- _Task requirements_
Search the material below for the word "React" and copy every line in which it occurs.

- _Dataset section_
+-------+
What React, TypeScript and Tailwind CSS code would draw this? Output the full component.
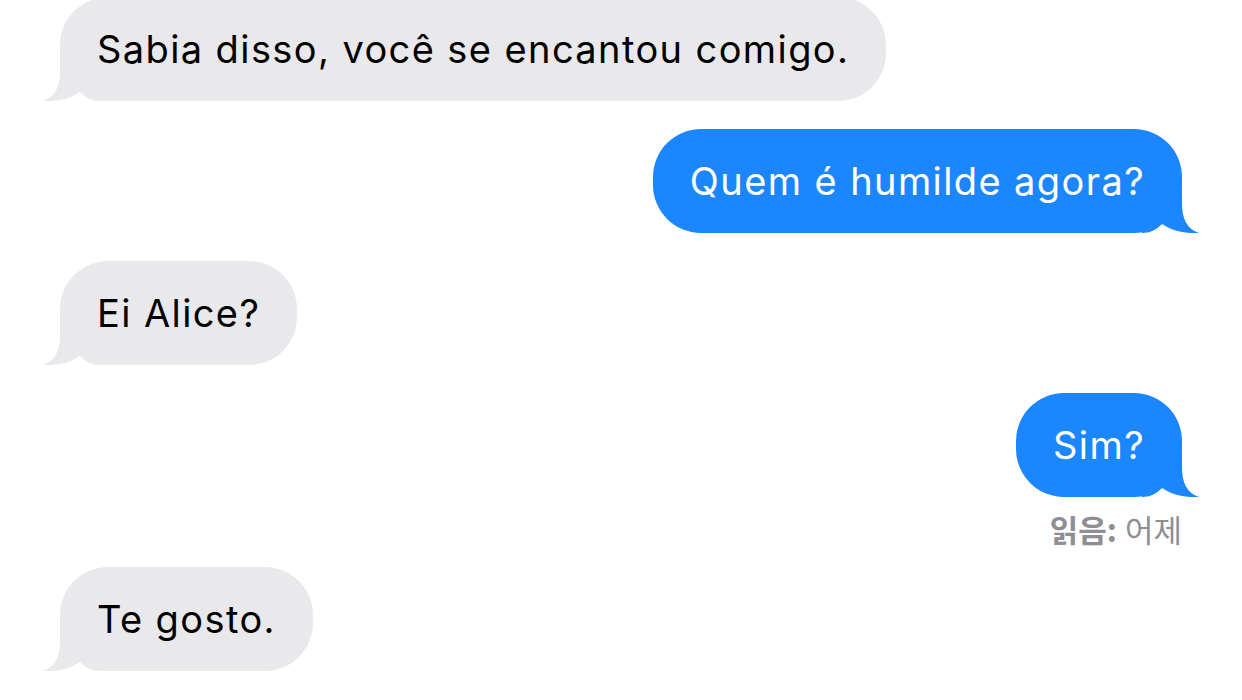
import React from "react";

type Msg = { text: string; mine?: boolean; receipt?: string };

const messages: Msg[] = [
  { text: "Sabia disso, você se encantou comigo." },
  { text: "Quem é humilde agora?", mine: true },
  { text: "Ei Alice?" },
  { text: "Sim?", mine: true, receipt: "어제" },
  { text: "Te gosto." },
];

function Tail({ mine }: { mine?: boolean }) {
  // drawn for the right side; mirrored for incoming bubbles
  return (
    <svg
      viewBox="0 0 57 44"
      className={
        mine
          ? "absolute bottom-0 -right-[17px] w-[57px] h-[44px] fill-[#1b86fe]"
          : "absolute bottom-0 -left-[17px] w-[57px] h-[44px] fill-[#e9e9eb] -scale-x-100"
      }
    >
      <path d="M0 0 L40 0 L40 14 C40 30 45 40 57 44 C45 45 30 42 20 35 C14 41 8 44 0 44 Z" />
    </svg>
  );
}

function Bubble({ msg }: { msg: Msg }) {
  return (
    <div className={msg.mine ? "flex justify-end" : "flex justify-start"}>
      <div
        className={
          msg.mine
            ? "relative rounded-[48px] bg-[#1b86fe] text-white px-[37px] py-[29px] leading-[46px] tracking-[1.4px]"
            : "relative rounded-[48px] bg-[#e9e9eb] text-black px-[37px] py-[29px] leading-[46px] tracking-[1.4px]"
        }
      >
        <Tail mine={msg.mine} />
        <span className="relative">{msg.text}</span>
      </div>
    </div>
  );
}

export default function App() {
  return (
    <div
      className="w-[1242px] h-[700px] overflow-hidden bg-white px-[60px] text-[38px]"
      style={{ fontFamily: "Inter, 'Noto Sans CJK KR', sans-serif" }}
    >
      <div className="flex flex-col gap-[28px] -mt-[3px]">
        {messages.map((m, i) => (
          <div key={i}>
            <Bubble msg={m} />
            {m.receipt && (
              <div className="flex justify-end pt-[12px] -mb-[10px] text-[31px] leading-[40px] text-[#8e8e93] font-['Noto_Sans_CJK_KR',sans-serif]">
                <span className="font-semibold">읽음:</span>
                <span className="ml-[8px]">{m.receipt}</span>
              </div>
            )}
          </div>
        ))}
      </div>
    </div>
  );
}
+-------+
- _The output_
What React, TypeScript and Tailwind CSS code would draw this? Output the full component.
import React from "react";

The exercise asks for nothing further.